Using religion against religion

Buencamino writes political commentary for Action for Economic Reforms. This article was published in Business Mirror, July 5, 2006 edition, p. A6.

I have a mental picture of Gloria Arroyo standing over a bloodied Bishop Deogracias Y?iguez. The caption reads, “Bishop clobbered by encyclical-wielding GMA.”

Bishop Y?iguez ignored Mrs. Arroyo’s pronouncement on the separation of church and state and dared file a complaint for her impeachment. Outraged by the bishop’s impudence, Mrs. Arroyo asked the Catholic Bishop’s Conference of the Philippines (CBCP) to take punitive action against the good bishop.

Just because Pope Benedict XVI allowed Mrs. Arroyo to kiss his ring without slapping her silly afterwards doesn’t mean he endorsed her cheating in the elections, her obstruction of justice, her dismal human rights record, and the prevalence of massive graft and corruption in her administration.

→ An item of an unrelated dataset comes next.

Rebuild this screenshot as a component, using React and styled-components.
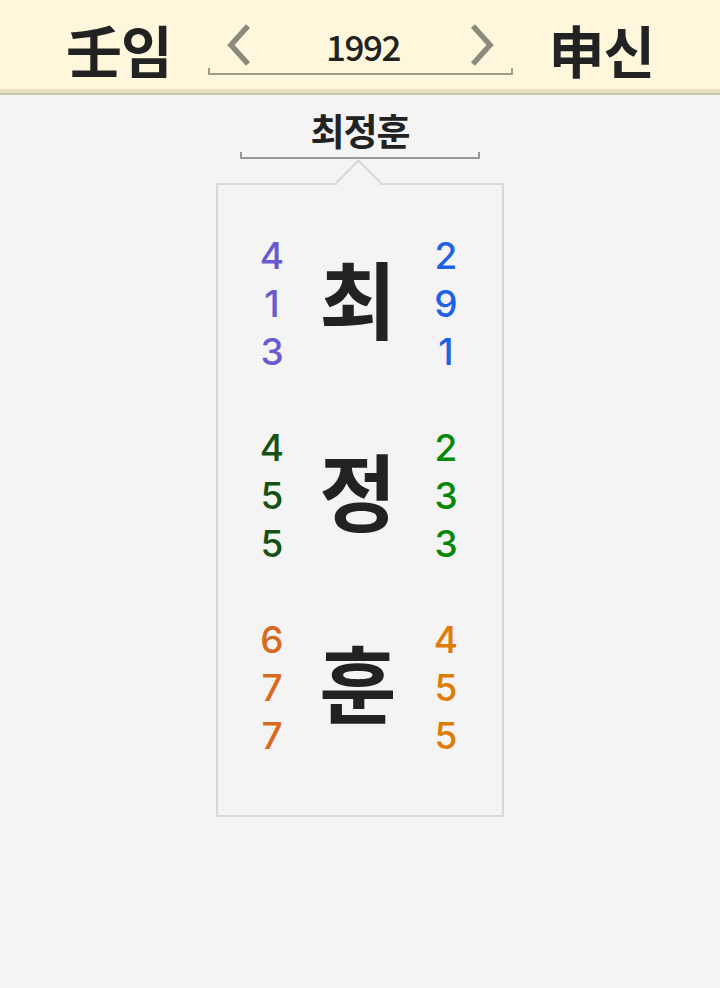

And it certainly didn’t mean the Pope appointed her Papal spokeswoman. One wonders what spirit possessed Mrs. Arroyo to take such a big leap of faith.

There is no “somos” between the Pope and Mrs. Arroyo. Not even if she’s married to someone who claims descent from St. Theresa of Avila.

Still, Mrs. Arroyo insisted on interpreting the Pope’s circular. She must have speed-read Deus Carita Est because she was on government-run NBN-TV castigating the CBCP even before the Pope could wash his ring finger.

The self-appointed Papal spokeswoman said, “The encyclical defines the role of the Church in our quest for justice, and reminds Catholic leaders to avoid politicking and channel their efforts instead to helping uplift the condition of poor people.”

Not so, countered CBCP spokesman Msgr. Pedro Quitorio. He said, “It is the mission of the church to involve itself in moral issues….If the people are fed up with the country’s situation, the Church need not let them stand alone…if there is injustice and cheating that is where the Church must ‘interfere’.”

The reason for the contradictory readings of the Pope’s encyclical is Mrs. Arroyo’s cherry-picking.

She drew sustenance from: “The Church cannot and must not take upon herself the political battle to bring about the most just society possible. She cannot and must not replace the State.”

And spat out the following sentence that said: “Yet at the same time she cannot and must not remain on the sidelines in the fight for justice.”

She didn’t hear the Pope’s call to arms:  “The Church…is called to contribute to the purification of reason and to the reawakening of those moral forces without which just structures are neither established nor prove effective in the long run.”

And she didn’t bother with his quotation from St. Augustine: “A State which is not governed according to justice would be just a bunch of thieves.”

When Mrs. Arroyo saw the CBCP standing with Bishop Y?iguez and the public wasn’t buying her role as interpreter of the faith, she decided to shift her attack to muddling the principle of separation of Church and State. She’s planting doubts, trying to fool the public into believing that the 1987 Constitution is a two-way street. It is not.

The constitutional provision on church-state relations is crystal clear. The prohibition on “meddling” is on the State and not on any church. The State has no right to meddle with religion but the clergy have a right to meddle in politics. That right is protected by the 1987 Constitution. Period.

Under the present constitution, Mrs. Arroyo will not win her war on the Church. If Mrs. Arroyo wants to win, to limit religious participation in politics, then she should model her new Philippines after China which, after all, has the world’s fastest growing economy, a strong currency, an unchecked unicameral parliament controlled by one party, and a government that exercises tight control over any and all religions. With the Chinese model in place, Mrs. Arroyo can appoint herself to whatever position she wants. And she can name her own Bishops. What more can anybody ask for?

“Why…the Papacy, of course!” Didn’t Mrs. Arroyo say she’s here now because it’s part of God’s plan for her and for us?